DANIEL O’KEEFE: As always, we’re dealing with judgments and shades of grey, and I would say that in the case of Google, you have phenomenal technologists and very talented people who are very able to see years ahead in terms of where the market is going and how to manage the business in that direction. So for example, they got into Android. When they got into Android, investors said, “Why are you investing in a mobile operating system? Your core business is search,” and they invested a lot of money in Android, and it was controversial, but what they saw was they saw that the search business was going to not go through the door of the desktop.
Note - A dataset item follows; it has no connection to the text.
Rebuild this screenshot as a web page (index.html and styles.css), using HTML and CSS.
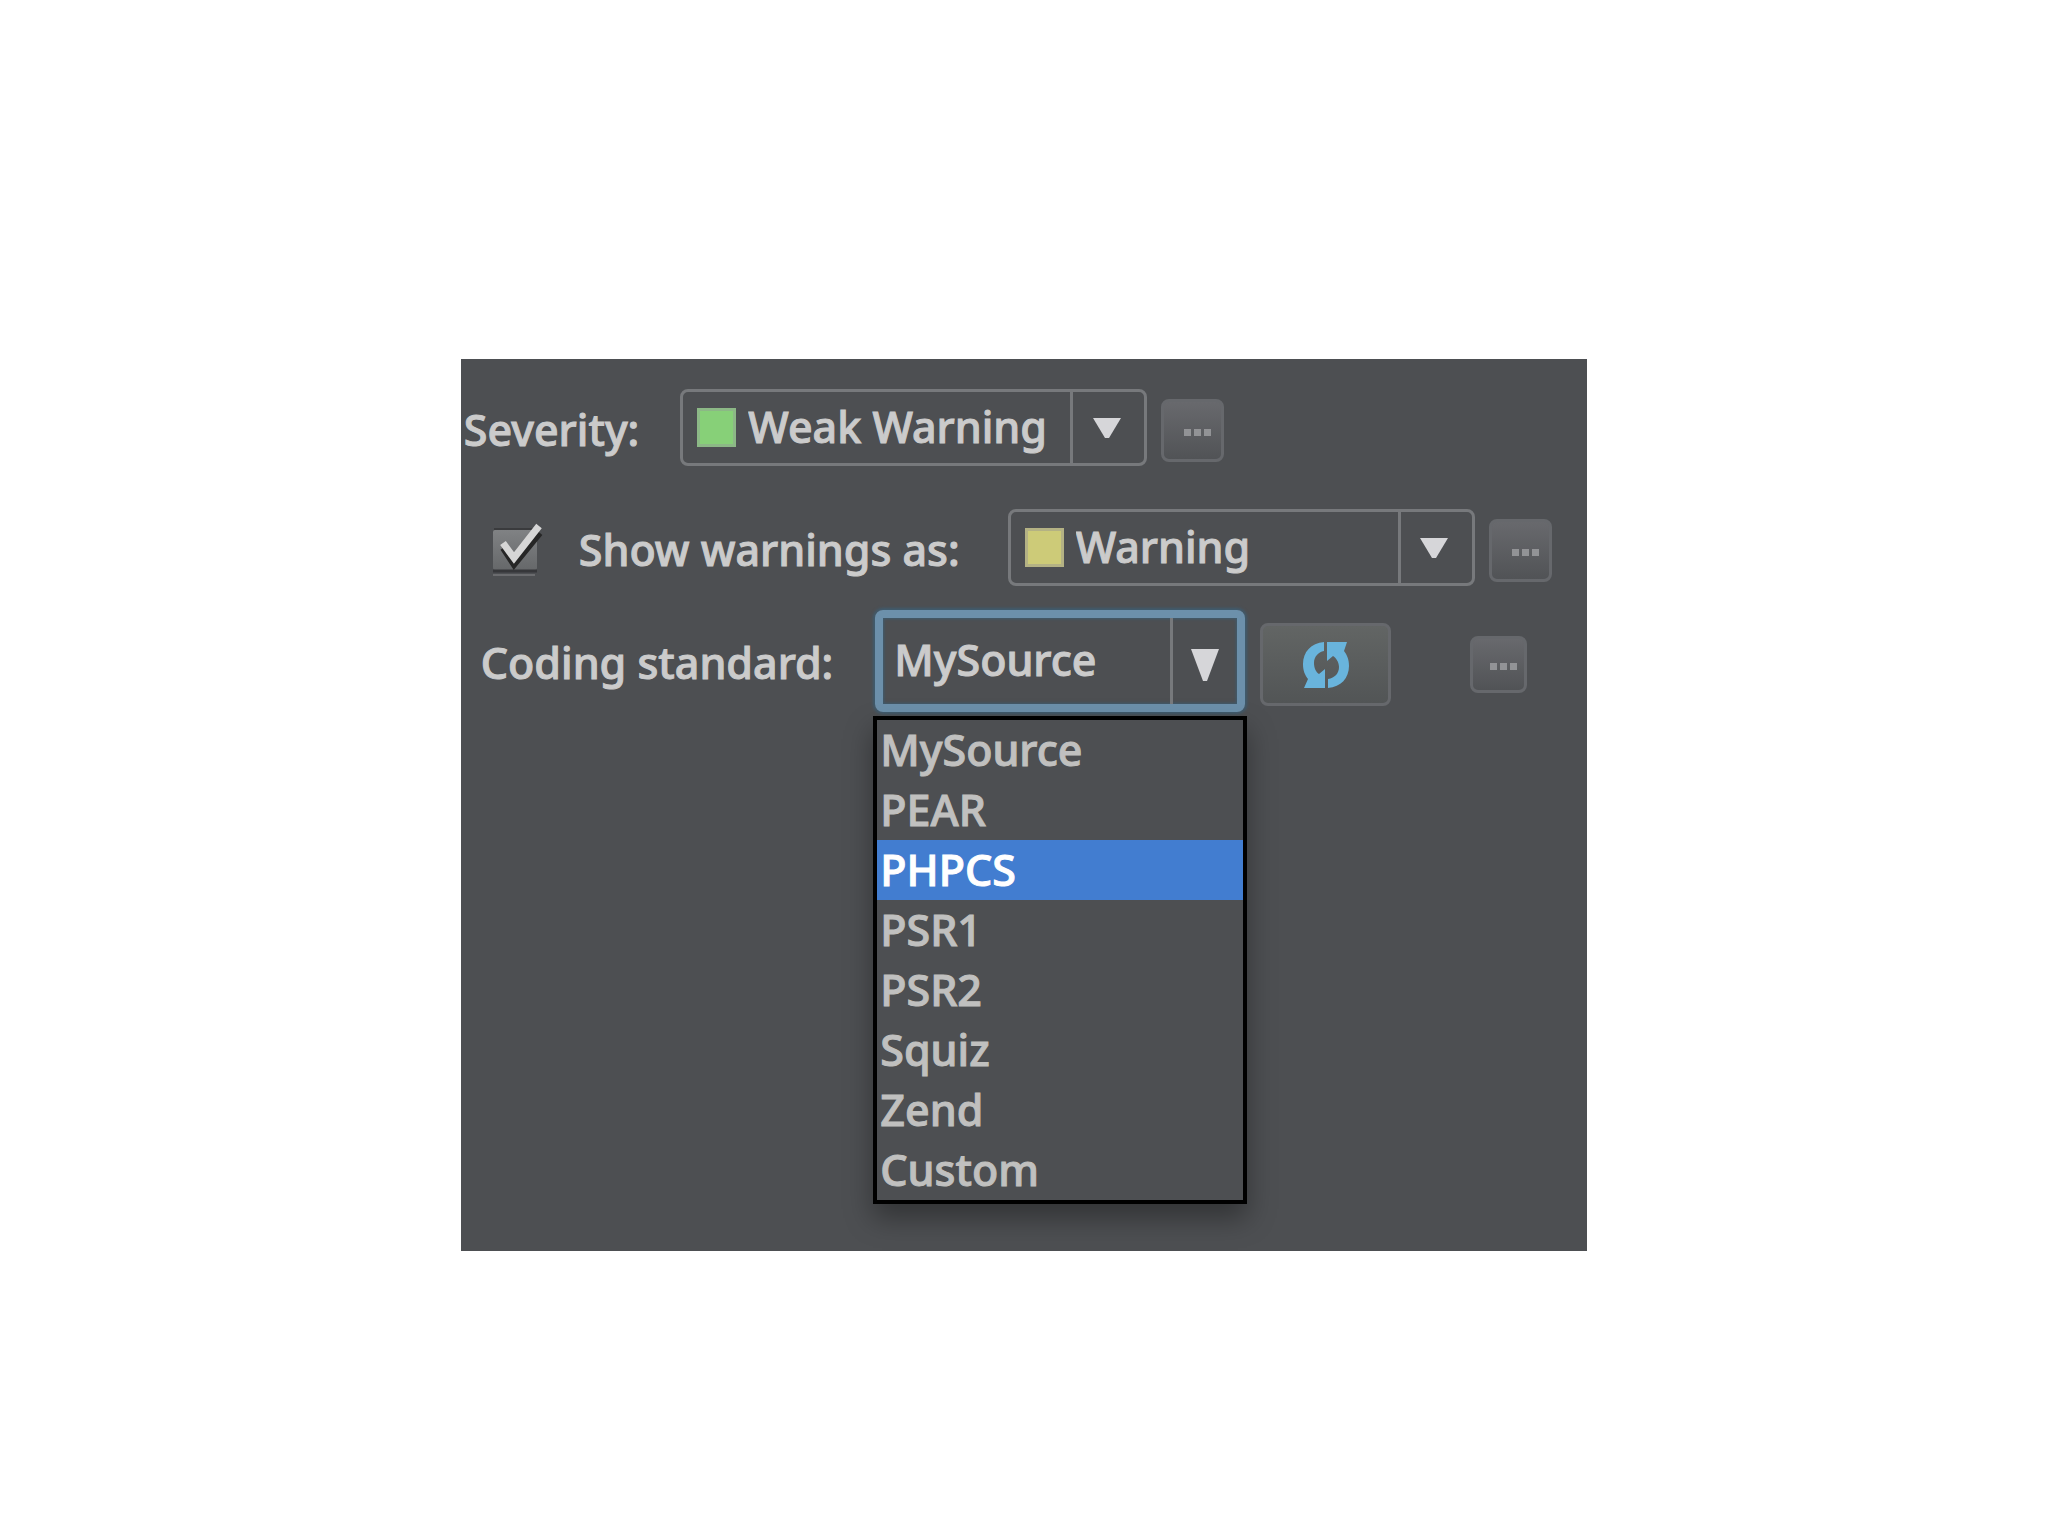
FILE: index.html
```html
<!DOCTYPE html>
<html lang="en">
<head>
    <meta charset="UTF-8">
    <meta name="viewport" content="width=device-width, initial-scale=1.0">
    <title>Inspection settings</title>
    <link rel="stylesheet" href="styles.css">
</head>
<body>
    <form class="panel">
        <div class="row">
            <label class="label" for="severity">Severity:</label>
            <div class="combo">
                <span class="swatch swatch-green"></span>
                <select id="severity">
                    <option>Weak Warning</option>
                    <option>Warning</option>
                </select>
                <span class="arrow"><svg width="28" height="20" viewBox="0 0 28 20"><path d="M0 0h28L16 20h-4z"/></svg></span>
            </div>
            <button type="button" class="more" aria-label="Edit severities"><i></i><i></i><i></i></button>
        </div>

        <div class="row row-warnings">
            <input type="checkbox" class="check" id="showWarnings" checked>
            <svg class="check-icon" viewBox="0 0 56 56">
                <defs>
                    <linearGradient id="box" x1="0" y1="0" x2="0" y2="1">
                        <stop offset="0" stop-color="#808284"/>
                        <stop offset="1" stop-color="#66686a"/>
                    </linearGradient>
                </defs>
                <path d="M5 9h43" stroke="#3a3b3d" stroke-width="2"/>
                <rect x="4" y="10" width="44" height="40" rx="2" fill="url(#box)"/>
                <path d="M4 51h44" stroke="#36373a" stroke-width="3"/>
                <path d="M4 55h42" stroke="#6a6b6e" stroke-width="2"/>
                <path d="M14 28l11 17L51 13" fill="none" stroke="#262626" stroke-width="6"/>
                <path d="M14 23l11 15L50 6" fill="none" stroke="#d6d6d6" stroke-width="7"/>
            </svg>
            <label class="label" for="showWarnings">Show warnings as:</label>
            <div class="combo">
                <span class="swatch swatch-yellow"></span>
                <select aria-label="Show warnings as">
                    <option>Warning</option>
                    <option>Weak Warning</option>
                </select>
                <span class="arrow"><svg width="28" height="20" viewBox="0 0 28 20"><path d="M0 0h28L16 20h-4z"/></svg></span>
            </div>
            <button type="button" class="more" aria-label="Edit severities"><i></i><i></i><i></i></button>
        </div>

        <div class="row row-standard">
            <label class="label" for="standard">Coding standard:</label>
            <div class="dropdown">
                <div class="combo combo-focus">
                    <select id="standard">
                        <option>MySource</option>
                        <option>PEAR</option>
                        <option>PHPCS</option>
                        <option>PSR1</option>
                        <option>PSR2</option>
                        <option>Squiz</option>
                        <option>Zend</option>
                        <option>Custom</option>
                    </select>
                    <span class="arrow"><svg width="28" height="32" viewBox="0 0 28 32"><path d="M0 0h28L16 32h-4z"/></svg></span>
                </div>
                <ul class="menu" role="listbox" aria-label="Coding standard">
                    <li role="option">MySource</li>
                    <li role="option">PEAR</li>
                    <li role="option" class="active" aria-selected="true">PHPCS</li>
                    <li role="option">PSR1</li>
                    <li role="option">PSR2</li>
                    <li role="option">Squiz</li>
                    <li role="option">Zend</li>
                    <li role="option">Custom</li>
                </ul>
            </div>
            <button type="button" class="refresh" aria-label="Refresh">
                <svg width="52" height="52" viewBox="0 0 52 52">
                    <path d="M24 3C11 4 3 13 3 25c0 7 2 11 5 15l-4 9h21V30l-6 5c-3-2-5-6-5-11 0-6 4-11 10-12z" fill="#69b4dc"/>
                    <path d="M28 49c13-1 21-10 21-22 0-7-2-11-5-15l3-9H27v19l6-5c3 2 6 6 6 11 0 6-4 11-11 12z" fill="#69b4dc"/>
                </svg>
            </button>
            <button type="button" class="more more-small" aria-label="Options"><i></i><i></i><i></i></button>
        </div>
    </form>
</body>
</html>
```
FILE: styles.css
```css
* {
    box-sizing: border-box;
}
body {
    margin: 0;
    padding-top: 359px;
    background-color: #fff;
    color: #cbcbcb;
    font-family: "Noto Sans", sans-serif;
    font-size: 43px;
    font-weight: 500;
    line-height: 60px;
    -webkit-text-stroke: 1px;
}
.panel {
    width: 55%;
    margin: 0 auto;
    padding: 30px 0 47px;
    background-color: #4d4f52;
}
.row {
    display: flex;
    align-items: center;
    padding-left: 3px;
}
.row-warnings {
    margin-top: 43px;
    padding-left: 28px;
}
.row-standard {
    align-items: flex-start;
    margin-top: 24px;
    padding-left: 20px;
}
.label {
    padding-top: 4px;
    margin-right: 41px;
    white-space: nowrap;
}
.row-warnings .label {
    margin-right: 48px;
}
.row-standard .label {
    margin-right: 42px;
    line-height: 102px;
    padding-top: 2px;
}

/* combo boxes */
.combo {
    display: flex;
    align-items: center;
    flex: 0 1 467px;
    height: 77px;
    padding-left: 14px;
    border: 3px solid #77797c;
    border-radius: 8px;
}
.combo select {
    flex: 1;
    min-width: 0;
    height: 100%;
    padding: 0 0 2px;
    border: none;
    outline: none;
    appearance: none;
    background: none;
    color: inherit;
    font: inherit;
}
.swatch {
    width: 39px;
    height: 39px;
    margin-right: 12px;
    border: 3px solid;
}
.swatch-green {
    background-color: #87d078;
    border-color: #8cb886;
}
.swatch-yellow {
    background-color: #cdcb78;
    border-color: #b4b284;
}
.arrow {
    display: flex;
    align-items: center;
    justify-content: center;
    width: 74px;
    height: 100%;
    padding-right: 4px;
    border-left: 3px solid #77797c;
    fill: #d6d6d9;
}
.combo-focus {
    height: 102px;
    padding-left: 11px;
    border: 8px solid #6c90ab;
    box-shadow: 0 0 3px 2px #3f5c70, inset 0 0 3px 1px #3f5c70;
}
.combo-focus .arrow {
    width: 67px;
    padding: 8px 0 0;
}

/* open list */
.dropdown {
    flex: 0 1 370px;
}
.menu {
    margin: 4px -2px 0;
    padding: 0;
    list-style: none;
    border: 4px solid #000;
    background-color: #4d4f52;
    color: #c0c0bf;
    box-shadow: 0 14px 26px rgba(0, 0, 0, 0.35);
}
.menu li {
    padding-left: 3px;
}
.menu .active {
    background-color: #427dd0;
    color: #fff;
}

/* buttons */
.more,
.refresh {
    display: flex;
    align-items: center;
    justify-content: center;
    border: 3px solid #66686c;
    border-radius: 8px;
    background: linear-gradient(#68696d, #515356);
}
.more {
    gap: 3px;
    width: 63px;
    height: 63px;
    margin: 6px 0 0 14px;
    padding: 4px 0 0 10px;
}
.more i {
    width: 7px;
    height: 7px;
    background-color: #929396;
}
.more-small {
    width: 57px;
    height: 57px;
    margin: 26px 0 0 79px;
}
.refresh {
    width: 131px;
    height: 83px;
    margin: 13px 0 0 15px;
    padding: 0;
    background: linear-gradient(#626564, #525556);
}

/* checkbox is drawn by the svg next to it */
.check {
    appearance: none;
    width: 56px;
    height: 56px;
    margin: 0 -56px 0 0;
}
.check-icon {
    width: 56px;
    height: 56px;
    margin-right: 34px;
    pointer-events: none;
}
```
It was going to go through the door of the mobile device, and if they wanted to protect their search business, they needed to be the one opening and closing that door, and as search has migrated away from the desktop and onto mobile, the Android investment, which arguably doesn’t make any money because they give it away for free, has been a phenomenal wealth creator for the shareholders of Google. So in those respects I give a lot of credit to the management of Google.


Now, I would criticize them for some corporate governance issues, and I would, I’m not convinced that some of their capital allocation is necessarily so great. So the Motorola acquisition has been very difficult and they have not really articulated how that business is going to generate attractive returns to shareholders. Whether it’s Android in five years, I don’t know, and they just recently announced this acquisition of Nest which cost them about $3 billion, and the articulation of how that’s going to create value for shareholders is not well flushed out.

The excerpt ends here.